Abstract: The ability to tune the competition between the in-plane and out-of-plane orientation of magnetization provides a means to construct thermal sensors with a sharp spin reorientation transition at specific temperatures. We have observed such a tuneable, temperature-driven spin reorientation in structurally amorphous, ferrimagnetic rare-earth transition-metal alloy thin films using scanning transmission x-ray microscopy and magnetic measurements. The nature of the spin reorientation transition in FeGd can be fully explained by a nonequilibrium, nanoscale modulation of the chemical composition of the films. This modulation leads to a magnetic domain pattern of nanoscale speckles superimposed on a background of in-plane domains that form Landau configurations in µm-scale patterned elements. It is this speckle magnetic structure that gives rise to a sharp two-step reversal mechanism that is temperature dependent. The possibility to balance competing anisotropies through the temperature opens opportunities to create and manipulate topological spin textures.

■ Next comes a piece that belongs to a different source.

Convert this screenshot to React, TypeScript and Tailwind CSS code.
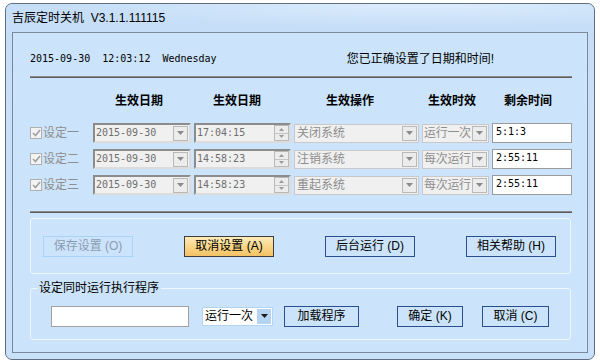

We have had a new paper published in Physical Review Research: “Tunable terahertz oscillation arising from Bloch-point dynamics in chiral magnets”, Y. Li, L. Pierobon, M. Charilaou, H-B Braun, N. R. Walet, J. F. Löffler, J. J. Miles, and C. Moutafis, Phys Rev Research 2 (2020), 033006. You can view the published paper here.
Skyrmionic textures are being extensively investigated due to the occurrence of novel topological magnetic phenomena, and their promising applications in a new generation of spintronic devices take advantage of the robust topological stability of their spin structures. The development of practical devices relies on a detailed understanding of how skyrmionic structures can be formed, transferred, detected, and annihilated. In this work our considerations go beyond static skyrmions and theoretically show that the formation/annihilation of both skyrmions and antiskyrmions is enabled by the transient creation and propagation of topological singularities (magnetic monopolelike Bloch points). Critically, our results predict that during the winding/unwinding of skyrmionic textures, the Bloch-point propagation will give rise to an emergent electric field with a substantial amplitude and in the terahertz frequency range. We also demonstrate ways for controlling Bloch-point dynamics, which directly enable the tunablility on generation of this signal, as well as its frequency and amplitude. Our studies provide a concept of directly exploiting topological singularities for terahertz skyrmion-based electronic devices.
Congratulations to Charley Bull on successfully defending her thesis and being awarded a PhD. Charley’s work (thesis: “Development of MTJs and antiferromagnetic materials for spintronic applications”) focused on studying the sputter deposition conditions required to fabricate magnetic tunnel junctions (MTJs) and investigating the thin films properties using a number of characterisation techniques. In addition, Charley investigated the effect of topography and strain on the magnetic properties of FeRh thin fils as the thickness is reduced.
We have had a new paper published in RSC Advances: “Magnetic response of FeRh to static and dynamic disorder”, B. Eggert, A. Schmeink, J. Lill, M.O. Liedke, U. Kentsch, M. Butterling,
A. Wagner, S. Pascarelli, K. Potzger, J. Lindner, T. Thomson, J.
Fassbender, K. Ollefs, W. Keune, R. Bali, H. Wende, RSC Advances 10 (2020), 14386 – 14395. You can view the published paper here.
Abstract: Atomic scale defects generated using focused ion as well as laser beams can activate ferromagnetism in initially non-ferromagnetic B2 ordered alloy thin film templates. Such defects can be induced locally, confining the ferromagnetic objects within well-defined nanoscale regions. The characterization of these atomic scale defects is challenging, and the mechanism for the emergence of ferromagnetism due to sensitive lattice disordering is unclear. Here we directly probe a variety of microscopic defects in systematically disordered B2 FeRh thin films that are initially antiferromagnetic and undergo a thermally-driven isostructural phase transition to a volatile ferromagnetic state. We show that the presence of static disorder i.e., the slight deviations of atoms from their equilibrium sites is sufficient to induce a non-volatile ferromagnetic state at room temperature. A static mean square relative displacement of 9 × 10−4 Å−2 is associated with the occurrence of non-volatile ferromagnetism and replicates a snapshot of the dynamic disorder observed in the thermally-driven ferromagnetic state. The equivalence of static and dynamic disorder with respect to the ferromagnetic behavior can provide insights into the emergence of ferromagnetic coupling as well as achieving tunable magnetic properties through defect manipulations in alloys.